Investor's Business Daily
May 17, 2012
Regulation: A leftist movement to pass local "responsible banking ordinances" is sweeping the nation. Now banks will be harassed into making risky loans by city, not just federal, diversity cops.
The two largest cities this week approved laws requiring banks doing business with them to meet race-based quotas for mortgage and small-business lending. They'll also have to stop foreclosures on previous bad loans and vow to open new branches in urban neighborhoods.
New York and Los Angeles officials who voted for the laws say they're trying to "build on the Community Reinvestment Act." This is the same federal banking regulation that fed the subprime bubble by requiring banks to make riskier mortgages in "underserved communities."

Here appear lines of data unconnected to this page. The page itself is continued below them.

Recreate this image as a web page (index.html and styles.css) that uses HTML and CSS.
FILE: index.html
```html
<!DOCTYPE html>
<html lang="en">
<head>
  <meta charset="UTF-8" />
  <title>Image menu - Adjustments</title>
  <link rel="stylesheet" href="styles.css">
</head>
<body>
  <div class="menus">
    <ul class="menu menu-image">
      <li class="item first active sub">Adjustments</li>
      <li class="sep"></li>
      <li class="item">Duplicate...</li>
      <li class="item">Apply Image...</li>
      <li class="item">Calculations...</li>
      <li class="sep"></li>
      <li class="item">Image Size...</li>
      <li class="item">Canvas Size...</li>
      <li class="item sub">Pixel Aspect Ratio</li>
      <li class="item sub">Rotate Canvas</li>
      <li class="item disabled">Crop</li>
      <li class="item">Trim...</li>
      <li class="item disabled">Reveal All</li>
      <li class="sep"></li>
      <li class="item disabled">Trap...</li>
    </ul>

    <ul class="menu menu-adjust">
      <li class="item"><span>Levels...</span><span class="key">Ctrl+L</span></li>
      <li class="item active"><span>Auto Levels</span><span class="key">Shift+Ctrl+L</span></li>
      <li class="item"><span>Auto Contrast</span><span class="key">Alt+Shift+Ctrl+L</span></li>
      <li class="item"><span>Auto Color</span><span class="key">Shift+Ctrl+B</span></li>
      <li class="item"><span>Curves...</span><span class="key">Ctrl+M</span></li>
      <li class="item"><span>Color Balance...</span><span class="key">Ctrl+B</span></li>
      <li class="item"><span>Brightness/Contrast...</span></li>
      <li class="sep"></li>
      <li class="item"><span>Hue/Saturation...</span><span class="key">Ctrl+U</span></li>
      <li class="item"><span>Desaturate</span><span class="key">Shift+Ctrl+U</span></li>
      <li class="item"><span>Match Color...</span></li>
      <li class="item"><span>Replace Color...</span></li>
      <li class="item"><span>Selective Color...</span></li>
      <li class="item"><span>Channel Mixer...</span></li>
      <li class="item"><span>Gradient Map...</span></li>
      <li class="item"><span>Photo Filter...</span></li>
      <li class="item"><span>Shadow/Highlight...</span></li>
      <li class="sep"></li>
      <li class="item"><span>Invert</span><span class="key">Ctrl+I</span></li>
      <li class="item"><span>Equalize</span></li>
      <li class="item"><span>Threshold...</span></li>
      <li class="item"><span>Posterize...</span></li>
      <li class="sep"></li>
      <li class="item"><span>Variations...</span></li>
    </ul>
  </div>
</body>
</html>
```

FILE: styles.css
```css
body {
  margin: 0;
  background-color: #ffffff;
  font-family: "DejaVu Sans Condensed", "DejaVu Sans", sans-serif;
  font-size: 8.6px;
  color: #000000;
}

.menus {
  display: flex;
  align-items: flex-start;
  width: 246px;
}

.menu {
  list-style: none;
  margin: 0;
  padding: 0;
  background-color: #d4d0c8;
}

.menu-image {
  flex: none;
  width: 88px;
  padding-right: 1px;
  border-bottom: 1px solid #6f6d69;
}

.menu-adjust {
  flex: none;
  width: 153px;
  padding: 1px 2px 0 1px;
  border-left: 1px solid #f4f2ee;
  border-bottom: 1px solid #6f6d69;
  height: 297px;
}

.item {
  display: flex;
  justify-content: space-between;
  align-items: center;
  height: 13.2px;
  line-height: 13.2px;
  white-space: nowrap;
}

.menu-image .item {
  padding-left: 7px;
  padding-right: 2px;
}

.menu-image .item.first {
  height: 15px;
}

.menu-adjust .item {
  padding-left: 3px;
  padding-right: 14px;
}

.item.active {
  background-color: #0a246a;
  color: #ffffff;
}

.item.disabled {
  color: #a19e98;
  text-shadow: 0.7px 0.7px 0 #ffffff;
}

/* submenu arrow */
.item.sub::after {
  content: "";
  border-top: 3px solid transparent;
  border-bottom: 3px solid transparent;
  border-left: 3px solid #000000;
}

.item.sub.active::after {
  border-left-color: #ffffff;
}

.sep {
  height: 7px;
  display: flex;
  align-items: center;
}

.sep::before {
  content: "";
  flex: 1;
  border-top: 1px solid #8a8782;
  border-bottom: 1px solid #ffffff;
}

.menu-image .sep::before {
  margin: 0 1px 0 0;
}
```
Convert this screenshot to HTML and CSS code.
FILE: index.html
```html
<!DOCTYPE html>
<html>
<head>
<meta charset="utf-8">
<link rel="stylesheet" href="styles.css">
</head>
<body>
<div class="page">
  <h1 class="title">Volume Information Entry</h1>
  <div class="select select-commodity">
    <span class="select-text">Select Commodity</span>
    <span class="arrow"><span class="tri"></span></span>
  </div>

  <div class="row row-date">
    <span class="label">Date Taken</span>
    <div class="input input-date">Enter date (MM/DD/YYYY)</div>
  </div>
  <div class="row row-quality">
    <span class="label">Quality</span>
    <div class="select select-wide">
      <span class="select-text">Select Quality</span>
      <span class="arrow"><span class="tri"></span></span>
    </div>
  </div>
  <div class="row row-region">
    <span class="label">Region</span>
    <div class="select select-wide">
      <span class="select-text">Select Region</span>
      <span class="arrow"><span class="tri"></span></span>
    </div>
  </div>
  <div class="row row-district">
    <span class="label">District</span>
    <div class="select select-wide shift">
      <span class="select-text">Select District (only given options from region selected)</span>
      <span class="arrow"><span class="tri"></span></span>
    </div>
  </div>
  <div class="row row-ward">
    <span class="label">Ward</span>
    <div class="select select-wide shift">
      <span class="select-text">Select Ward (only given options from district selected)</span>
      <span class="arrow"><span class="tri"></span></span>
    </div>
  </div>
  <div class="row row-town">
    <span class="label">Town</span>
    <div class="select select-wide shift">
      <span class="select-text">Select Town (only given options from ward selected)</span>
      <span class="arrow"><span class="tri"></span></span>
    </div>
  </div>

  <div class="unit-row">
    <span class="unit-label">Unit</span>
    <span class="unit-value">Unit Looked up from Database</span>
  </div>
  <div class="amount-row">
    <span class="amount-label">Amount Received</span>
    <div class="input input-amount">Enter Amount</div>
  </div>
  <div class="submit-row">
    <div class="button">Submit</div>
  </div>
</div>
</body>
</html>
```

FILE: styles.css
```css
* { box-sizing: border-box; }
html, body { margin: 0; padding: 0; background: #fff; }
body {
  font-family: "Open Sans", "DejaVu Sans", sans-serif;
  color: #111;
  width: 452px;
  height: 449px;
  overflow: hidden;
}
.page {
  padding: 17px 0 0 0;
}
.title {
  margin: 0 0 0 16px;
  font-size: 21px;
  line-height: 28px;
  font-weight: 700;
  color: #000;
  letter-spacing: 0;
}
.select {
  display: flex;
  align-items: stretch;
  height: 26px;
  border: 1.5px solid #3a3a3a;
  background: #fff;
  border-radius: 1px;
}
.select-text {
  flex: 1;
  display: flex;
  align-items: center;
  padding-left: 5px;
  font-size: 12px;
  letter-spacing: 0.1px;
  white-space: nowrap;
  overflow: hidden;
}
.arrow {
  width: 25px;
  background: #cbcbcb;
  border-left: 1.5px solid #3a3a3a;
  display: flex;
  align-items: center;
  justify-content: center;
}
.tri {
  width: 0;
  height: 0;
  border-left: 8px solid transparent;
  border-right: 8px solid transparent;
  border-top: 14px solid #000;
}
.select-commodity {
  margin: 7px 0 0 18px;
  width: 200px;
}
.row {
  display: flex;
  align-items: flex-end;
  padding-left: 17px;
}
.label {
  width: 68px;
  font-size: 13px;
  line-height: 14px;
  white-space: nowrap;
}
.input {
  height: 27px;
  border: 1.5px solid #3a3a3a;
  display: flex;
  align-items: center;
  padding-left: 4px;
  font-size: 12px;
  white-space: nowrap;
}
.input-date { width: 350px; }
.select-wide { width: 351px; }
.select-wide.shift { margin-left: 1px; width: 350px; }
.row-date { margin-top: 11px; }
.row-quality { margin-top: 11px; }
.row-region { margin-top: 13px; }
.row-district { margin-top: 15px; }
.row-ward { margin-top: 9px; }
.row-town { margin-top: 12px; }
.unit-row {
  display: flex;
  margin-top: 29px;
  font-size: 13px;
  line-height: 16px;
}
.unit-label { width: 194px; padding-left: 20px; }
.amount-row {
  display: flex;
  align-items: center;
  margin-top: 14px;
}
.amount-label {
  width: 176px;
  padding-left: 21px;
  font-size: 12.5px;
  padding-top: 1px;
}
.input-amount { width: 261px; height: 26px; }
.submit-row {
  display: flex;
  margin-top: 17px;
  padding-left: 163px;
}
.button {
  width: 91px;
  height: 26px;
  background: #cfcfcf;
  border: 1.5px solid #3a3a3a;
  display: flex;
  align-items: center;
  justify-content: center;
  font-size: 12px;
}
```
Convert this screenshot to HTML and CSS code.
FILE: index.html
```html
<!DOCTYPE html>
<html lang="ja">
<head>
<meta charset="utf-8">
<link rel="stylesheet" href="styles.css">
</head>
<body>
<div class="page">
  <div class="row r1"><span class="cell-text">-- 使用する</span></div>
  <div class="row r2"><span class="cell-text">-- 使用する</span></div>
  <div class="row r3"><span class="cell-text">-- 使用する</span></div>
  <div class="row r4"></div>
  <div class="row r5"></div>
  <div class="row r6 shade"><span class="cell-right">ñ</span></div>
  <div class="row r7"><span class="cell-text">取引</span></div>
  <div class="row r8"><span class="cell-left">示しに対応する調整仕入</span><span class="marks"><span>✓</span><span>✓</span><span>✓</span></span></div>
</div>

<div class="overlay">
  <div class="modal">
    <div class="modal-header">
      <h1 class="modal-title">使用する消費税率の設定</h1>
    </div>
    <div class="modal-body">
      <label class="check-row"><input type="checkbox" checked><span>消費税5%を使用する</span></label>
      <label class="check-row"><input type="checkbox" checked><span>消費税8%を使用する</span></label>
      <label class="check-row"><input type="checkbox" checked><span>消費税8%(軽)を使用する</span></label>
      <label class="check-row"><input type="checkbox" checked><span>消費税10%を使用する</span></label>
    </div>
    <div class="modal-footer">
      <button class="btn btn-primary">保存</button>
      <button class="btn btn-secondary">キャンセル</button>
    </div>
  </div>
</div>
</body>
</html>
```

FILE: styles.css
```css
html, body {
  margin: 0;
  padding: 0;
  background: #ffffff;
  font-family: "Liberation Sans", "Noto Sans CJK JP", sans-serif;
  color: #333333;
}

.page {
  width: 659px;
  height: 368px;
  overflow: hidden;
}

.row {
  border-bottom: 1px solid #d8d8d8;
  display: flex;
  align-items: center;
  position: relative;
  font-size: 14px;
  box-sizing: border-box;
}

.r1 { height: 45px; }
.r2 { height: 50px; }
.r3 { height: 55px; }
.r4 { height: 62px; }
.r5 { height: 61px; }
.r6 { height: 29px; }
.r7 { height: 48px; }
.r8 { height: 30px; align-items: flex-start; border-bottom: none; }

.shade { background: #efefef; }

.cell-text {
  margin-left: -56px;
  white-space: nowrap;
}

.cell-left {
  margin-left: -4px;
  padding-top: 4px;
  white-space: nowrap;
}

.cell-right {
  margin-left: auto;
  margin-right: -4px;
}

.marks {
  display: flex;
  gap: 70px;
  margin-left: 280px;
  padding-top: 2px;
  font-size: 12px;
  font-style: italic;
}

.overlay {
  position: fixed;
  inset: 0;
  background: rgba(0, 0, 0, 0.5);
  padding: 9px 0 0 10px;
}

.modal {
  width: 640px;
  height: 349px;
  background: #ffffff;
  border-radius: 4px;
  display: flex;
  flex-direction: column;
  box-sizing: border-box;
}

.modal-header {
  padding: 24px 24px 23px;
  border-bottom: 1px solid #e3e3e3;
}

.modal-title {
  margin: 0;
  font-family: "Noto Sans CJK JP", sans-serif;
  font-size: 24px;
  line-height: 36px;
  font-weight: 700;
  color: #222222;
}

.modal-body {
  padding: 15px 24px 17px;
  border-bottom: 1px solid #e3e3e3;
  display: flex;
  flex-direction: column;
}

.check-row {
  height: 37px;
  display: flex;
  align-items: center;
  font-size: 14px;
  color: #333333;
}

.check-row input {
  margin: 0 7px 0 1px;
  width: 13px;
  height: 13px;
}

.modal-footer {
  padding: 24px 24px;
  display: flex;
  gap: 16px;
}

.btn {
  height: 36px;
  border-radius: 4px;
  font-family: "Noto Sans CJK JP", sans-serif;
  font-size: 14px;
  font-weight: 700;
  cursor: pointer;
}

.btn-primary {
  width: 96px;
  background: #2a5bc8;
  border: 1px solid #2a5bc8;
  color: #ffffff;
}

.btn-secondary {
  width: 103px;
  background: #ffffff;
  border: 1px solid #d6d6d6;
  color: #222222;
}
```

Los Angeles Mayor Antonio Villaraigosa, a strong President Obama ally who agrees the CRA's power and scope should be expanded, is expected to sign the ordinance. New York Mayor Michael Bloomberg is likely to veto it, though the city council will be able to override it.
The moves effectively turn local authorities into bank regulators along with the federal government, adding another layer of CRA enforcement and creating additional pressure on banks to make risky loans.
They also create an unnecessary paperwork burden for banks in these large markets. Bank officials now have to regularly report lending data to city contracting agencies, in addition to federal bank regulators (who already post CRA ratings for any city official to see).
This added compliance cost ultimately will be passed on to bank customers. And taxpayers will have to pick up the cost of the new city bureaucracies that will be set up to police bank lending practices.
Still, New York and Los Angeles are joined by several other major cities in passing such social banking laws, including Pittsburgh, Kansas City and Cleveland. In addition, San Diego, Oakland, Seattle, Boston, Austin, Philadelphia and Portland have drafted similar laws.
Cleveland pioneered the so-called responsible banking movement before the crisis when it adopted the first city ordinance with the help of the nation's largest CRA lobbyist, the National Community Reinvestment Coalition. Cleveland's law, now used as the model for other cities to "meet the credit needs" of the poor and minorities, requires banks to:
VSit down with city officials and CRA shakedown groups and commit to four-year urban "lending and investing goals" for home loans and modifications and small-business loans.
VNegotiate plans for branch distribution.
VPledge to hire a larger share of minorities for executive jobs.
After signing contracts with the city, banks submit to performance reviews and receive points for meeting quotas and timetables. Points are subtracted for closing inner-city branches, as well as charging "excessive interest rates." Review panels made up of city officials and reps from inner-city groups and unions issue report cards each year.
Banks with weak minority lending records and high foreclosure rates have less chance of landing city contracts, deposits and other business. Those accused of "predatory lending," "discrimination" or "redlining" are shut out of the bidding process.
Do the pressure tactics work? Cleveland has shaken down banks for more than $10 billion in CRA loans and investments.
And despite a rash of branch closings across the country -- 2011 marked the first time in 15 years that more closed than opened -- Cleveland banks doing business with the city agreed not to shutter any banks even in unprofitable areas devastated by foreclosures.
What's tragically ironic here is that many of the shuttered branches across the urban landscape were the same ones federal regulators and prosecutors ordered banks to open before the crisis under the CRA.
Will these affordable-housing zealots ever learn?
Another irony: The local responsible banking movement is justified under the false pretense that banks caused the crisis when in fact, it was their regulators.
This is a dangerous pincer movement on banks, since now both local and federal governments can squeeze risky loans out of them.
Shaking down bankers is not the answer. It will only invite another crisis.